Gli stranieri residenti in Lombardia sono impiegati in settori a bassa valenza professionale, con salari spesso insufficienti al mantenimento della famiglia, e faticano ad accedere ai servizi di welfare. Il 73,5% della popolazione immigrata ha un’età compresa tra i 18 e i 64 anni e, stanti le attuali dinamiche demografiche, la sua presenza sarà di fatto cruciale per la stabilità del sistema previdenziale non solo lombardo ma anche italiano. Il contributo degli immigrati al Pil lombardo, sia in termini di produzione che di consumi, e alle entrate erariali è già oggi rilevante. Gli immigrati rappresentano l’11,2% dei contribuenti lombardi e il loro apporto è decisivo per la stessa sostenibilità economica dei servizi regionali e comunali. Ma, allo stesso tempo, sono discriminati nell’accesso ai servizi e nel mercato del lavoro. Un esempio? Gli stipendi medi dei lavoratori stranieri sono pari a  1.158 euro, rispetto ai 1.483 euro degli italiani: il 21,9% in meno.

Tutti i dati regionali e nazionali, raccolti nel Dossier Statistico Immigrazione 2019, sono stati presentati oggi a Milano – e in contemporanea a Roma per il livello nazionale – dal centro ricerche Idos, in collaborazione con Cgil Cisl Uil della Lombardia.

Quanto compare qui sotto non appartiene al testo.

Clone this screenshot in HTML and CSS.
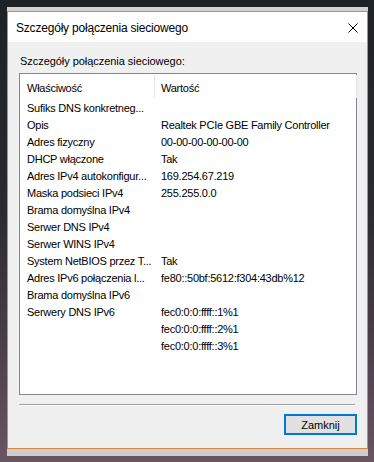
FILE: index.html
```html
<!DOCTYPE html>
<html lang="pl">
<head>
    <meta charset="UTF-8">
    <meta name="viewport" content="width=device-width, initial-scale=1.0">
    <title>Szczegóły połączenia sieciowego</title>
    <link rel="stylesheet" href="styles.css">
</head>
<body>
    <div class="window">
        <div class="titlebar">
            <span class="title">Szczegóły połączenia sieciowego</span>
            <svg class="close" width="10" height="10" viewBox="0 0 10 10">
                <path d="M0.5 0.5 L9.5 9.5 M9.5 0.5 L0.5 9.5" stroke="#000" stroke-width="1" fill="none"/>
            </svg>
        </div>

        <div class="content">
            <p class="caption">Szczegóły połączenia sieciowego:</p>

            <!-- property list -->
            <div class="listbox">
                <div class="list-head">
                    <div class="col-name">Właściwość</div>
                    <div class="col-value">Wartość</div>
                </div>
                <div class="list-rows">
                    <div class="cell">Sufiks DNS konkretneg...</div><div class="cell val"></div>
                    <div class="cell">Opis</div><div class="cell val">Realtek PCIe GBE Family Controller</div>
                    <div class="cell">Adres fizyczny</div><div class="cell val">00-00-00-00-00-00</div>
                    <div class="cell">DHCP włączone</div><div class="cell val">Tak</div>
                    <div class="cell">Adres IPv4 autokonfigur...</div><div class="cell val">169.254.67.219</div>
                    <div class="cell">Maska podsieci IPv4</div><div class="cell val">255.255.0.0</div>
                    <div class="cell">Brama domyślna IPv4</div><div class="cell val"></div>
                    <div class="cell">Serwer DNS IPv4</div><div class="cell val"></div>
                    <div class="cell">Serwer WINS IPv4</div><div class="cell val"></div>
                    <div class="cell">System NetBIOS przez T...</div><div class="cell val">Tak</div>
                    <div class="cell">Adres IPv6 połączenia l...</div><div class="cell val">fe80::50bf:5612:f304:43db%12</div>
                    <div class="cell">Brama domyślna IPv6</div><div class="cell val"></div>
                    <div class="cell">Serwery DNS IPv6</div><div class="cell val">fec0:0:0:ffff::1%1</div>
                    <div class="cell"></div><div class="cell val">fec0:0:0:ffff::2%1</div>
                    <div class="cell"></div><div class="cell val">fec0:0:0:ffff::3%1</div>
                </div>
            </div>

            <div class="separator"></div>

            <div class="buttons">
                <button type="button" class="btn">Zamknij</button>
            </div>
        </div>
    </div>
</body>
</html>
```

FILE: styles.css
```css
body {
    margin: 0;
    height: 462px;
    overflow: hidden;
    font-family: 'Liberation Sans', Arial, sans-serif;
    font-size: 11px;
    color: #000;
    background: linear-gradient(180deg, #1d2227 0%, #2a2a30 45%, #4b3f4a 75%, #6a5563 100%);
    padding-top: 11px;
    box-sizing: border-box;
}

.window {
    margin-left: 7px;
    width: 361px;
    height: 438px;
    box-sizing: border-box;
    border: 1px solid #e3823a;
    background-color: #f0f0f0;
    display: flex;
    flex-direction: column;
    box-shadow: 0 -4px 0 #d2d2d2, 0 7px 0 #cdcdcd;
}

.titlebar {
    height: 30px;
    background-color: #fff;
    display: flex;
    align-items: center;
    justify-content: space-between;
    padding: 0 9px 0 8px;
}

.title {
    font-size: 12px;
    letter-spacing: -0.2px;
    padding-top: 1px;
}

.close {
    display: block;
    margin-top: 1px;
}

.content {
    flex: 1;
    display: flex;
    flex-direction: column;
    padding: 0 10px 13px 11px;
}

.caption {
    margin: 13px 0 5px 1px;
    line-height: 13px;
    letter-spacing: -0.05px;
}

.listbox {
    height: 322px;
    box-sizing: border-box;
    border: 1px solid #828790;
    background-color: #fff;
    letter-spacing: -0.25px;
}

.list-head {
    display: grid;
    grid-template-columns: 135px 202px;
    height: 24px;
    padding-top: 1px;
    box-sizing: border-box;
}

.list-head div {
    line-height: 23px;
    height: 23px;
    padding-top: 2px;
    border-right: 1px solid #e5e5e5;
    box-sizing: border-box;
}

.col-name {
    padding-left: 7px;
}

.col-value {
    padding-left: 6px;
}

.list-rows {
    display: grid;
    grid-template-columns: 135px 1fr;
    grid-auto-rows: 17px;
    padding-top: 2px;
}

.cell {
    line-height: 17px;
    padding-left: 7px;
    white-space: nowrap;
    overflow: hidden;
}

.cell.val {
    padding-left: 6px;
}

.separator {
    margin: 9px 2px 0 0;
    border-top: 1px solid #a0a0a0;
    border-bottom: 1px solid #fff;
}

.buttons {
    display: flex;
    justify-content: flex-end;
    margin-top: 8px;
}

.btn {
    width: 73px;
    height: 21px;
    margin: 0;
    padding: 0;
    border: 2px solid #0078d7;
    background-color: #e1e1e1;
    font-family: 'Liberation Sans', Arial, sans-serif;
    font-size: 11px;
    color: #000;
}
```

“Il nostro mercato del lavoro oggi è segmentato e diseguale – commenta Valentina Cappelletti, segretaria Cgil Lombardia -. Il sistema di welfare è impoverito ed esposto. La protezione sociale è centrata su un modello familistico insostenibile. La collocazione dei cittadini stranieri nella nostra società dipende da questi fattori. Per questo contrastiamo tutte le norme che discriminano fra residenti e non: perché allargano le fratture sociali anziché curarle, come dovrebbe essere compito della politica e delle istituzioni fare.  Basterebbe partire da un assunto semplice: i fenomeni migratori sono strutturali, appartengono alla normalità delle dinamiche sociali e prima ancora di quelle evolutive”.

“E’ nostra convinzione – commenta Pierluigi Rancati, segretario Cisl Lombardia – che sia necessario non solo superare i decreti Salvini abolendoli, ma riformulare integralmente la legislazione italiana in materia di immigrazione, asilo e cittadinanza perché quella vigente, anziché promuovere integrazione ed inclusione sociale come principali elementi per la sicurezza e la coesione, ha prodotto un sistema inefficace e discriminatorio, sgovernando il sistema nel suo complesso: le regole, la rete pubblica dell’accoglienza e delle tutele nel territorio, con gravi  limitazioni dei diritti delle persone, la loro sicurezza, dignità e garanzia di accesso a servizi di base”.

“Dopo l’accoglienza dobbiamo darci come priorità l’integrazione – sottolinea Clara Lazzarini, segretaria UIL Milano Lombardia, responsabile Politiche dei Generi e Pari Opportunità -, fatta dal consapevole esercizio dei propri diritti e contestuale all’obbligo di rispettare i doveri. L’integrazione ci impone la sfida di sapere gestire le diversità nei luoghi di lavoro con la contrattazione di primo e secondo livello. E saper gestire le diversità nella organizzazione della città evitando il pericolo della formazione di ghetti e di nuove ingestibili periferie”.